Making their first official appearance on a gray morning in a nearly empty stadium, new Dodgers owners lighted up the place Wednesday with raucous promise, defiant hope and only one certainty.
Hang on to your blue, because it's going to be a wild ride.
Magic Johnson wept. Stan Kasten scolded. Mark Walter dodged. There was cheering. There was booing. There was groaning. There were several Dodgers greats who were sentimentally honored and one who, despite sitting right in front of the podium, was completely forgotten.
In the end, moderator Vin Scully jokingly said what many were thinking.
"I'm fed up, I'm fed up to here," he said. "I go back to the changing of the guard, when Branch Rickey handed the franchise over to Walter O'Malley ... and I am telling each and every one of you right now, this is the last new ownership press conference I will ever attend."
Yeah, the Guggenheim Baseball group put on that kind of nutty show, a nearly 90-minute news conference that took place in Dodger Stadium's center field, appropriately on a spot where Matt Kemp has made both diving catches and silly drops.
The good news for Dodgers fans is that the new owners announced they are lowering the parking price from $15 to $10, a move reminiscent of what Arte Moreno did with beer when he bought the Angels.
"We wanted to make a strong, strong statement," said new president Kasten.
The bad news for Dodgers fans is that they still don't know how much of that money will end up in former owner Frank McCourt's pocket, considering he still owns half of the parking lots that the new owners lease.
The new owners said again Wednesday that McCourt will not make a penny off parking and can benefit only from future development on the land. Yet they remain short on details about the nature of their partnership with the unpopular former owner.
That issue momentarily turned the news conference into a schoolyard shoving match.
"Let me address it very directly," new controlling owner Walter was saying. "Every aspect of this operation is managed and controlled by us.…"
At that point, he was interrupted by Johnson, who urged him to leave his seat and make his statement at the lectern.
"Hold on, Mark, go up there and be direct with these people, please, Mark," said Johnson.
Walter hurriedly stood, stepped to the lectern, and repeated, "Every aspect of Chavez Ravine is controlled and managed by us. The former ownership does have economic interest in certain profits that might come from eventual development."
Then Johnson jumped back in.
"We own it 100%, he doesn't get a dime from the parking.… How many times do we want to say it?" Johnson said. "I had [Walter] go up to the mike…. If you need me to come up, I'm 6-9."
Amid much laughter, Johnson then threw the final serious elbow.

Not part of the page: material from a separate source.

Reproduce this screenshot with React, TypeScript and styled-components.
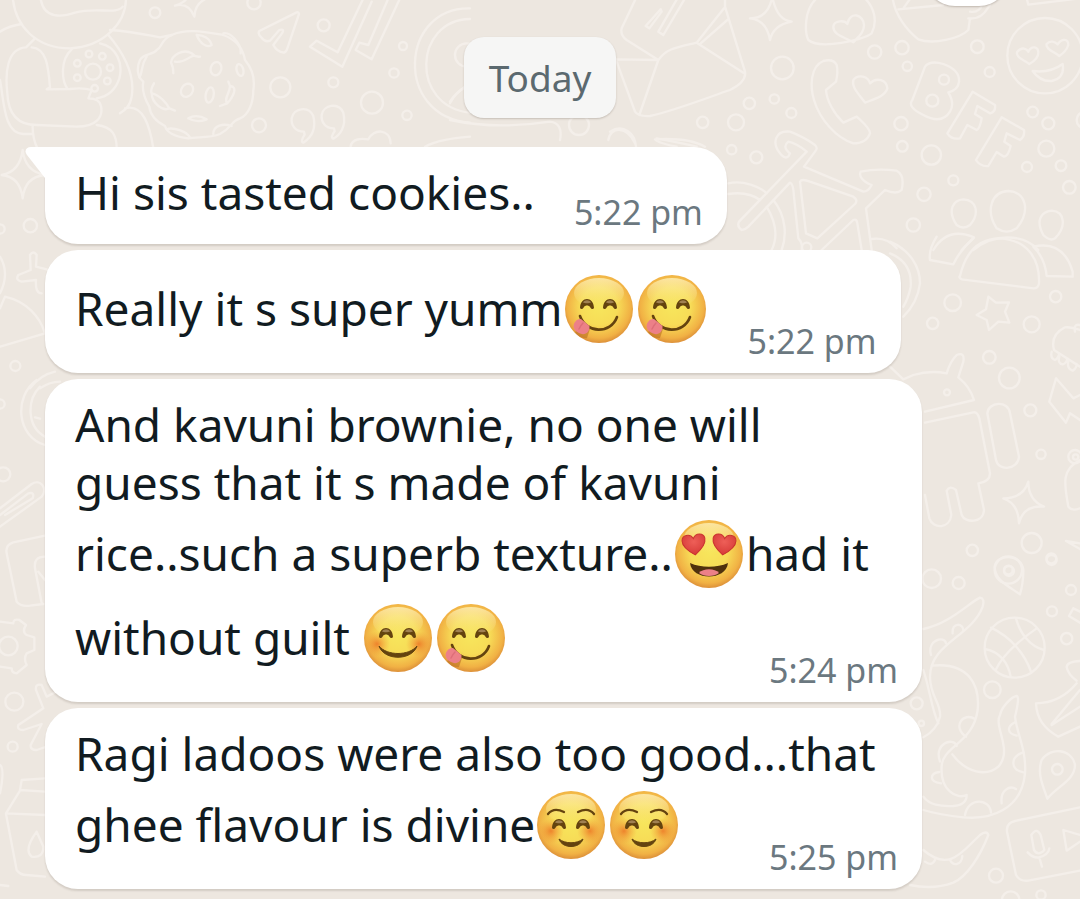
import React from 'react';
import styled, { createGlobalStyle } from 'styled-components';

const GlobalStyle = createGlobalStyle`
  body {
    margin: 0;
    background: #ede7e0;
    font-family: "Noto Sans", "Open Sans", sans-serif;
  }
`;

const Page = styled.main`
  position: relative;
  box-sizing: border-box;
  min-height: 100vh;
  padding: 37px 158px 10px 45px;
  overflow: hidden;
`;

const WallpaperArt = styled.svg`
  position: absolute;
  inset: 0;
  width: 100%;
  height: 100%;
  fill: none;
  stroke: #f4efea;
  stroke-width: 7;
  stroke-linecap: round;
  stroke-linejoin: round;
`;

const ReactionPill = styled.div`
  position: absolute;
  top: -54px;
  right: 71px;
  width: 84px;
  height: 60px;
  border-radius: 30px;
  background: #fff;
  box-shadow: 0 1px 2px rgba(60, 45, 30, 0.25);
`;

const DayRow = styled.header`
  position: relative;
  display: flex;
  justify-content: center;
  margin: 0 -158px 29px -45px;
`;

const DayChip = styled.time`
  padding: 0 25px;
  border-radius: 20px;
  background: #f6f6f5;
  color: #5b696f;
  font-size: 37px;
  line-height: 81px;
  box-shadow: 0 1px 2px rgba(60, 45, 30, 0.22);
`;

const MessageList = styled.ol`
  position: relative;
  display: flex;
  flex-direction: column;
  align-items: flex-start;
  gap: 6px;
  margin: 0;
  padding: 0;
  list-style: none;
`;

const Bubble = styled.li<{ $first?: boolean }>`
  position: relative;
  display: flex;
  flex-direction: column;
  box-sizing: border-box;
  max-width: 100%;
  padding: 16px 24px 12px 30px;
  border-radius: ${(p) => (p.$first ? '0 33px 33px 33px' : '33px')};
  background: #fff;
  box-shadow: 0 2px 2px rgba(60, 45, 30, 0.14);
`;

const Tail = styled.svg`
  position: absolute;
  top: 0;
  left: -20px;
  width: 21px;
  height: 32px;
  fill: #fff;
`;

const MessageText = styled.p`
  margin: 0;
  color: #111b21;
  font-size: 46px;
  line-height: 58px;
`;

const TimeSpace = styled.span`
  display: inline-block;
  width: 168px;
`;

const SentAt = styled.time`
  align-self: flex-end;
  margin-top: -29px;
  color: #6b7880;
  font-size: 34px;
  line-height: 40px;
`;

const Face = styled.svg`
  width: 73px;
  height: 70px;
  margin: 8px 0 6px;
  vertical-align: -24px;
`;

type FaceKind = 'yum' | 'love' | 'blush' | 'calm';

const faceLabels: Record<FaceKind, string> = {
  yum: '😋',
  love: '😍',
  blush: '😊',
  calm: '☺️',
};

const SmilingEye = ({ x, y }: { x: number; y: number }) => (
  <g transform={`translate(${x} ${y})`}>
    <path d="M-7 4C-6.500-8 6.500-8 7 4C6 6 4 5 3 3C2 1-2 1-3 3C-4 5-6 6-7 4Z" fill="#64430f" />
    <path d="M-4-1.500C-2.500-4.500 2.500-4.500 4-1.500C2-.5-2-.5-4-1.500Z" fill="#a08052" />
  </g>
);

const Heart = ({ x, y, turn }: { x: number; y: number; turn: number }) => (
  <path
    transform={`translate(${x} ${y}) rotate(${turn})`}
    d="M0 11C-7 6-12 1-11.500-4.500C-11-10-3-11.500 0-5.500C3-11.500 11-10 11.500-4.500C12 1 7 6 0 11Z"
    fill="url(#heartRed)"
    stroke="#c9332f"
    strokeWidth="1"
  />
);

const Emoji = ({ kind }: { kind: FaceKind }) => (
  <Face viewBox="0 0 73 70" role="img" aria-label={faceLabels[kind]}>
    <circle cx="36" cy="35" r="34" fill="url(#faceSkin)" />
    <ellipse cx="36" cy="19" rx="25" ry="15" fill="url(#faceShine)" />
    {(kind === 'blush' || kind === 'calm') && (
      <>
        <circle cx={kind === 'blush' ? 15 : 16} cy="41" r="13" fill="url(#cheek)" />
        <circle cx={kind === 'blush' ? 57 : 55} cy="41" r="13" fill="url(#cheek)" />
      </>
    )}
    {kind === 'yum' && (
      <>
        <SmilingEye x={24} y={30} />
        <SmilingEye x={47} y={30} />
        <path d="M17 42C23 60 48 60 54 43" fill="none" stroke="#64430f" strokeWidth="2.600" strokeLinecap="round" />
        <path d="M12 58C14 62 20 65 24 64L27 55L20 52Z" fill="#bf7427" opacity=".65" />
        <path d="M18 45L26.500 52C27 59 21 62 16 59C11 57 9 52 12 48C14 45 16 45 18 45Z" fill="#ec8088" />
        <path d="M20 49C18 51 17 53 16 55" fill="none" stroke="#dd6e79" strokeWidth="1.500" strokeLinecap="round" />
      </>
    )}
    {kind === 'blush' && (
      <>
        <SmilingEye x={24} y={30} />
        <SmilingEye x={47} y={30} />
        <path d="M17 43C25 53 47 53 55 43C50 58 22 58 17 43Z" fill="#64430f" stroke="#64430f" strokeLinejoin="round" />
      </>
    )}
    {kind === 'calm' && (
      <>
        <SmilingEye x={24} y={34} />
        <SmilingEye x={48} y={34} />
        <path d="M13 24C17 19 23 19 29 22M43 22C49 19 55 19 59 24" fill="none" stroke="#64430f" strokeWidth="2.300" strokeLinecap="round" />
        <path d="M24 49C30 54 42 54 48 49C45 59 27 59 24 49Z" fill="#64430f" stroke="#64430f" strokeLinejoin="round" />
      </>
    )}
    {kind === 'love' && (
      <>
        <Heart x={21} y={25} turn={-7} />
        <Heart x={51} y={25} turn={7} />
        <path d="M17 44C28 49 44 49 55 44C53 62 19 62 17 44Z" fill="#4f310d" />
        <path d="M26 54C30 49 42 49 46 54C41 58 31 58 26 54Z" fill="#ec8088" />
      </>
    )}
  </Face>
);

type Dot = [number, number, number];

const Dots = ({ at }: { at: Dot[] }) => (
  <>
    {at.map(([x, y, r]) => (
      <circle key={`${x}-${y}`} cx={x} cy={y} r={r} />
    ))}
  </>
);

const Wallpaper = () => (
  <WallpaperArt viewBox="0 0 1080 899" preserveAspectRatio="xMidYMin slice" aria-hidden="true">
    <defs>
      <radialGradient id="faceSkin" cx=".5" cy=".46" r=".55">
        <stop offset="0" stopColor="#f7e65c" />
        <stop offset=".5" stopColor="#f7dc57" />
        <stop offset=".85" stopColor="#f1b144" />
        <stop offset="1" stopColor="#da8c38" />
      </radialGradient>
      <linearGradient id="faceShine" x1="0" y1="0" x2="0" y2="1">
        <stop offset="0" stopColor="#fff3c0" stopOpacity=".75" />
        <stop offset="1" stopColor="#fbe98a" stopOpacity="0" />
      </linearGradient>
      <radialGradient id="cheek">
        <stop offset="0" stopColor="#ec7022" stopOpacity=".8" />
        <stop offset="1" stopColor="#f09a3a" stopOpacity="0" />
      </radialGradient>
      <radialGradient id="heartRed" cx=".5" cy=".35" r=".65">
        <stop offset="0" stopColor="#ee5f58" />
        <stop offset="1" stopColor="#d63a37" />
      </radialGradient>
    </defs>

    {/* astronaut, cookie, paper plane, ticks and quotes */}
    <g transform="scale(.33333)">
      <path d="M38-10C45 80 110 145 210 145C310 140 380 70 378-10M122-5C130 60 190 50 225 38C290 20 350 45 368 20M0 95C20 82 45 75 65 72M105 115L78 142C20 145 15 220 22 280C25 350 60 375 110 375L230 380C290 380 310 350 303 318C300 300 285 295 265 295L275 270Q250 262 210 267L140 268L150 262C145 200 140 145 95 142" />
      <path d="M0 240C12 300 10 400 70 402L98 402M98 375C97 410 105 430 112 445M290 375C340 380 350 410 350 445M325 105C380 170 405 230 395 290C390 320 375 330 360 340M375 325C430 310 450 380 460 445M215 148C180 180 185 240 202 266M300 130C350 140 370 190 358 235C345 275 320 290 290 295M330 90C400 95 440 105 480 112L515 105" />
      <path d="M515 105C560 85 610 95 670 105C710 120 730 150 735 180C760 210 765 240 760 270C760 310 745 345 720 355C690 365 700 380 660 402C630 415 590 410 565 415C520 410 500 395 495 378C460 360 450 340 448 320C430 290 425 270 430 245C410 230 410 200 420 180C430 160 460 165 470 150C490 140 480 120 515 105Z" />
      <path d="M590 105C600 130 620 145 635 135C630 115 610 105 590 105M670 100C690 95 725 130 722 160M440 170C420 200 430 215 418 232M600 170Q585 172 575 160C550 145 515 165 513 188Q520 200 520 220M525 185C550 190 560 175 578 168M462 250Q450 270 455 280C480 285 500 310 508 325L525 332M455 280C455 310 490 335 508 325M685 245L690 258C715 260 700 290 682 310L660 318M690 258C690 280 670 295 682 310M500 388C520 380 560 395 570 412M640 402C640 375 670 370 695 378M565 355Q590 340 620 358Q590 370 565 355" />
      <path d="M525 17C550 10 560 0 570-20M525 17Q565 5 583 50Q585 10 620-5M890 37L778 93Q772 102 784 112Q795 128 810 122L838 90Q855 85 846 100L820 135Q830 155 852 158Q860 155 862 145L897 42Q897 36 890 37ZM1090-5L1013 157L950 122L930 140L1027 200L1115 5M1165-5L1105 135L1078 128L1067 150L1115 178L1200-5" />
      <ellipse cx="648" cy="206" rx="16" ry="20" transform="rotate(15 648 206)" />
      <ellipse cx="561" cy="271" rx="17" ry="21" transform="rotate(35 561 271)" />
      <ellipse cx="629" cy="285" rx="12" ry="23" transform="rotate(10 629 285)" />
      <ellipse cx="720" cy="210" rx="10" ry="18" transform="rotate(-15 720 210)" />
      <path d="M912 395C885 395 873 375 875 355C880 325 925 315 940 348C950 390 930 415 910 428Q900 425 914 404ZM1002 385C975 385 963 365 965 345C970 315 1015 305 1030 338C1040 380 1020 405 1000 416Q990 412 1004 394ZM1052 440C1055 415 1085 415 1105 418C1120 385 1170 385 1172 430M1275 440C1310 420 1360 415 1410 410M1410 25C1200 20 1180 350 1410 368M1410 57C1240 60 1230 320 1410 338M1350 310Q1365 280 1395 262" />
      <Dots at={[[465,38,16],[762,8,20],[971,76,18],[1209,138,12],[1182,219,14],[841,262,30],[1000,247,15],[1116,308,33],[1221,346,14],[777,376,21],[1400,165,35],[279,215,24],[267,162,10],[307,169,10],[232,190,10],[330,203,10],[232,233,10],[322,243,10],[284,265,10]]} />
    </g>

    {/* envelope, phone, lettering, bicycle and people */}
    <g transform="translate(610 0) scale(.33333)">
      <path d="M80-10L35 85Q30 105 50 120L145 180L20 178M20 185L75 335Q85 350 120 348C200 330 300 290 360 270Q410 245 405 215L345 20V-10M145 180C170 145 200 142 260 128L400 218M145 180L88 345M260 128L342 25M272 130L352 60M205-10L145 95L160 105L225-5M152 28L107 78L118 85L155 35ZM420 55Q475 55 487-10Q500 60 545 65Q490 75 480 120Q470 60 420 55Z" />
      <path d="M620-5C580 30 585 100 595 120C630 150 760 120 785 100C805 60 790 20 765-5M730 127C700 110 670 105 670 80C672 60 705 60 712 72C720 30 762 45 762 75C763 100 740 115 730 127ZM848-5C855 45 890 90 925 118C970 135 1050 115 1075 90L1080 55M865 28L1000 15M905-10L882 22M1075 55C1120 60 1130 25 1140 15M1080 35C1105 40 1115 20 1115 15M1250-5L1255 14L1410-5" />
      <path d="M680 195Q670 175 640 183C600 200 600 260 612 300C630 360 680 415 730 430Q770 430 780 400Q780 385 740 350L700 368C670 340 650 300 648 270L678 245Q685 215 680 195ZM765 308C740 275 725 260 730 240C745 220 775 230 780 250C800 230 830 240 832 265C825 290 790 298 765 308Z" />
      <path d="M945 200Q960 180 1000 192Q1050 210 1047 245Q1045 270 1015 277Q1035 310 1020 335Q995 375 940 345Q890 320 907 300ZM1088 275L1155 315Q1158 335 1140 340L1102 318L1095 342L1115 355Q1110 385 1100 390L1072 375L1050 415Q1025 420 1012 400ZM1175 352L1242 390Q1245 410 1230 420L1190 400L1183 425L1202 438Q1195 468 1182 470L1160 456L1135 498Q1110 500 1098 480Z" />
      <circle cx="1305" cy="167" r="113" />
      <path d="M1258 192C1240 180 1215 170 1222 155C1235 140 1250 145 1255 155C1265 135 1285 140 1285 158C1285 175 1270 185 1258 192ZM1348 168C1330 155 1305 145 1310 132C1320 120 1335 125 1343 133C1355 115 1375 115 1375 135C1370 150 1360 160 1348 168ZM1268 213Q1320 220 1358 192Q1365 235 1325 243Q1290 245 1268 213Z" />
      <path d="M0 395C40 370 75 400 78 440M200 440C170 435 140 425 135 418C190 415 250 420 285 440M387 665Q380 680 395 690Q405 690 415 680L540 548Q550 550 552 590L565 715C580 730 575 745 575 750M387 665L590 455Q560 430 535 425Q515 440 540 460Q530 485 510 460C485 430 495 390 540 395Q580 410 615 435Q625 445 615 455L582 500L760 575Q775 575 785 555C760 545 745 530 752 515Q800 505 860 512Q885 525 875 570Q860 585 825 570L768 625L785 750M570 545Q575 535 600 545L730 590Q745 600 735 612L622 715L588 700ZM635 750L730 660Q740 655 742 670L755 750M355 550C400 540 450 560 470 580M355 582C400 575 430 585 450 600M490 600C530 650 530 710 515 750M470 620C500 670 505 710 485 750M785 717Q830 710 860 745" />
      <path d="M1060 598C1100 600 1110 640 1080 675Q1060 690 1040 675C1010 630 1030 600 1060 598ZM1195 573C1245 575 1265 630 1220 685Q1190 705 1160 685C1125 630 1145 575 1195 573ZM1325 632C1365 635 1370 680 1335 715Q1320 725 1300 705C1275 660 1295 635 1325 632ZM970 750C1000 700 1040 690 1092 712L1055 750M1090 750C1150 700 1240 700 1285 750" />
      <Dots at={[[517,204,34],[794,156,20],[876,143,20],[892,199,14],[1102,140,19],[1139,216,15],[1002,239,15],[967,302,18],[418,310,17],[493,297,14],[544,339,15],[278,367,17],[378,367,24],[365,449,14],[439,472,18],[873,371,20],[877,439,16],[964,465,29],[1268,336,16],[1315,370,18],[1309,446,24],[1353,497,16],[1251,501,15],[1030,541,15],[942,583,20],[910,675,20],[1378,562,19],[1425,360,25],[590,742,14]]} />
    </g>

    {/* robot, stars and lightning */}
    <g transform="translate(890 240) scale(.33333)">
      <path d="M140-10Q115 30 120 60L190 73Q210 30 250-5M210 108Q205 112 215 118L430 145Q445 145 447 130C450 55 410 0 330-5C260-5 225 45 210 108ZM430 20Q520 0 548 95V110L470 108Q465 55 430 20ZM0 5C60 30 90 80 90 130C85 170 70 200 40 230M0 40C50 60 65 100 62 140Q55 175 40 200M0 380L40 418L70 405Q120 390 170 400Q180 365 200 345Q225 335 220 365L205 412Q240 440 252 480L105 515M105 548L250 517Q262 515 268 535L300 700Q300 725 265 730L282 810C280 850 225 850 215 825L198 750Q180 735 170 752L184 825C180 865 130 870 118 835L105 765" />
      <path d="M292 520C295 485 355 480 360 520L387 650C385 690 325 695 318 660ZM295 170L318 188L357 187L345 215L358 248L325 245L297 270L290 240L260 225L288 208ZM415 725Q415 780 462 800Q400 795 387 850Q385 790 340 775Q400 775 415 725ZM570 270Q545 260 525 262Q480 285 492 330L570 380M555 275Q550 250 570 255M485 335Q480 355 495 360Q505 355 508 340M508 350Q502 370 518 373Q530 370 532 355M535 365Q530 385 548 392Q560 385 560 372M570 465L550 475L498 415L478 485L528 548L540 520L570 540M570 660C510 690 525 740 535 800Q545 815 570 805M528 903L570 910M528 903L570 927" />
      <Dots at={[[188,188,25],[128,250,17],[425,253,24],[497,170,17],[298,352,19],[358,414,31],[421,511,18],[453,643,14],[247,931,17],[425,909,30],[484,955,15],[171,457,9],[355,990,41],[355,990,13],[555,650,20],[557,651,8]]} />
    </g>

    {/* octopus, ball, pins and camera card */}
    <g transform="translate(890 560) scale(.33333)">
      <path d="M100 207C180 190 235 130 270 113Q285 115 278 140C245 230 120 250 120 350C120 410 155 430 150 470Q140 510 100 532M100 330C120 390 125 450 145 490M125 317C240 305 270 380 263 450C250 550 155 560 155 620C150 690 200 720 230 705Q230 735 190 738C150 740 120 735 100 710M187 583C230 640 290 650 325 620C370 570 310 500 330 465C335 440 365 410 380 408Q390 410 375 470C380 520 410 570 405 640C395 750 300 780 220 772Q150 765 100 750M100 870C180 940 220 870 270 825Q290 810 295 825C270 890 230 950 190 968Q130 990 60 975" />
      <path d="M188 220C185 185 220 190 220 210M123 285C110 240 165 225 168 250M228 530C185 500 220 455 255 477M150 605C130 550 190 530 200 558M153 670C115 665 120 640 148 636M225 765C235 710 300 715 303 758M335 730C330 690 360 675 378 687M400 577C360 590 360 630 400 637M375 487C350 500 350 520 380 527M105 905Q125 920 135 900M180 900C190 920 215 915 217 888" />
      <circle cx="374" cy="263" r="90" />
      <path d="M303 203C360 230 405 280 424 338M378 175C390 220 420 260 462 270M440 205C390 240 340 280 317 330M285 267C330 275 355 310 362 350M390 103C350 75 315 60 314 20C320-20 395-20 400 30Q400 70 390 103ZM472 716C460 680 440 640 455 600C480 560 545 565 555 615C555 660 500 680 472 716ZM570 390L485 492M438 430Q440 495 505 530L570 500M438 430Q510 430 560 370M570 303Q530 305 530 322Q535 345 560 362M570 440L485 495M550 145L570 155M550 145L537 168L570 188M570 742L375 783Q345 790 352 820L378 945Q390 965 415 962L570 932M424 825Q440 800 452 825L463 870Q445 890 432 870ZM413 877Q430 895 447 892Q475 885 478 865M448 893L456 920M570 825L520 810L530 872L570 845" />
      <Dots at={[[125,56,28],[206,69,18],[357,33,15],[485,0,15],[543,90,15],[486,154,15],[530,236,17],[307,389,25],[80,430,18],[94,490,8],[502,628,16],[318,947,21],[362,1020,26],[453,1005,14]]} />
    </g>

    {/* left margin doodles */}
    <g transform="translate(0 130) scale(.33333)">
      <path d="M68 60Q75 125 135 135Q75 140 68 205Q60 140 5 135Q60 125 68 60ZM90 375Q100 360 110 375L108 410L140 418M90 375L92 420L55 435Q45 450 65 455L108 450Q105 490 125 490M0 380Q30 430 0 490M0 535L15 500C80 515 120 560 135 610L0 650M90 775Q120 735 165 725M120 775Q150 755 180 755" />
      <Dots at={[[91,287,20],[0,297,14],[46,708,15]]} />
    </g>
    <g transform="translate(0 380) scale(.33333)">
      <path d="M110 0C40 50 50 170 135 195M120 20C80 60 80 140 135 170M105 112L120 116M0 385L95 312C120 295 145 325 125 350L0 440M0 405L85 340Q105 335 98 355L15 405M135 467L40 487Q15 495 20 520L50 665Q60 680 90 677L130 672M135 530Q100 530 105 565L125 670M115 575L135 600M0 725L40 730Q40 715 58 720L78 735Q65 755 80 765L103 772V810L80 820Q70 835 80 855L50 880Q35 880 35 865L0 860M108 930Q105 910 125 915L140 950L170 935M108 930L130 985L55 1035Q50 1050 70 1050L125 1032L92 1095Q90 1110 110 1110L140 1100M0 1155Q15 1165 0 1240M135 1195L65 1200L60 1230L135 1235M60 1232L18 1300L135 1305M18 1302L50 1470Q60 1485 80 1485L135 1490M110 1355Q70 1410 95 1430Q130 1435 130 1400ZM0 1515L25 1518" />
      <Dots at={[[10,283,21],[25,798,28],[43,965,27],[38,1100,15],[0,72,14]]} />
    </g>

    <g transform="translate(450 20) scale(.33333)">
      <path d="M475 360C480 320 530 315 555 370M620 355Q700 370 740 380M0 300Q140 330 300 305Q340 310 330 360M0 245Q15 220 45 200" />
      <circle cx="387" cy="315" r="30" />
    </g>
  </WallpaperArt>
);

export default function App() {
  return (
    <Page>
      <GlobalStyle />
      <Wallpaper />
      <ReactionPill />
      <DayRow>
        <DayChip>Today</DayChip>
      </DayRow>
      <MessageList>
        <Bubble $first>
          <Tail viewBox="0 0 21 32" aria-hidden="true">
            <path d="M21 0H6C1 0-1 4 2 8L20 31H21Z" />
          </Tail>
          <MessageText>
            Hi sis tasted cookies..
            <TimeSpace />
          </MessageText>
          <SentAt>5:22 pm</SentAt>
        </Bubble>
        <Bubble>
          <MessageText>
            Really it s super yumm
            <Emoji kind="yum" />
            <Emoji kind="yum" />
            <TimeSpace />
          </MessageText>
          <SentAt>5:22 pm</SentAt>
        </Bubble>
        <Bubble>
          <MessageText>
            And kavuni brownie, no one will guess that it s made of kavuni rice..such a superb texture..
            <Emoji kind="love" />
            had it without guilt <Emoji kind="blush" />
            <Emoji kind="yum" />
            <TimeSpace />
          </MessageText>
          <SentAt>5:24 pm</SentAt>
        </Bubble>
        <Bubble>
          <MessageText>
            Ragi ladoos were also too good...that ghee flavour is divine
            <Emoji kind="calm" />
            <Emoji kind="calm" />
            <TimeSpace />
          </MessageText>
          <SentAt>5:25 pm</SentAt>
        </Bubble>
      </MessageList>
    </Page>
  );
}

"Let's move forward, please, Frank is not here. He is not part of the Dodgers anymore. We should be clapping for that," he said.
There, finally, the Guggenheim group publicly denounced McCourt, which will be as important to some fans as a parking lot document. Nearly as big was the group's decision to laud former owner Peter O'Malley, who was attending a Dodgers ownership news conference for the first time since selling the team in 1998.
"Mr. O'Malley, we owe you a lot," said Johnson. "Stand up, Mr. O'Malley, you put the pride in the Dodgers.… What we want to do is bring that pride back to this city and organization."
Yet the group also stumbled over a bit of Dodgers history when, among other former stars, Steve Garvey and Ron Cey were invited to the stage to hand jerseys to the owners while their infield mate Bill Russell sat in the audience listening to Scully read from a script that said he was not there.
Russell, who appeared in more games in a Los Angeles Dodgers uniform than anyone, has been unofficially snubbed by the organization since he struggled to replace Tom Lasorda and was eventually fired from his managerial job in 1998. Here's guessing the new owners will welcome him back.
For the most part Wednesday, they said the right things, the sort of things that sold me on this group when I began publicly supporting them last fall.
Their baseball guy, Kasten, talked about already working with the folks from Levy to alleviate the horrendous concession waits — "I experienced the lines the other day when they made it difficult for me to walk the concourse, and that is not a good thing," he said.
Their community guy, Johnson, talked about telling his staff to welcome all communication from fans — "Don't hesitate to call, because we'll answer all your calls," he said — while the Dodgers also announced that suggestions could be emailed to a new address, firstname.lastname@example.org.
Finally, in what fans really care about, their money guy, Walter, said he would not stand in the way of Kasten's spending whatever it took to improve the team, a promise that will be tested this summer when the surprising Dodgers could need one or two veterans to push them to a championship.
"Do [Ned Colletti and Kasten] have free rein to sign players? Absolutely not. They have to," said Walter. "We want to make the team as good as possible. We have some incredibly great players, but they need support."
At one point during the nearly 90-minute news conference, Walter's voice was completely drowned out by a passing helicopter, which made for perhaps the morning's most perfect moment.
The new Dodgers owners should know — because we know — that everything they promise is just noise until they do it.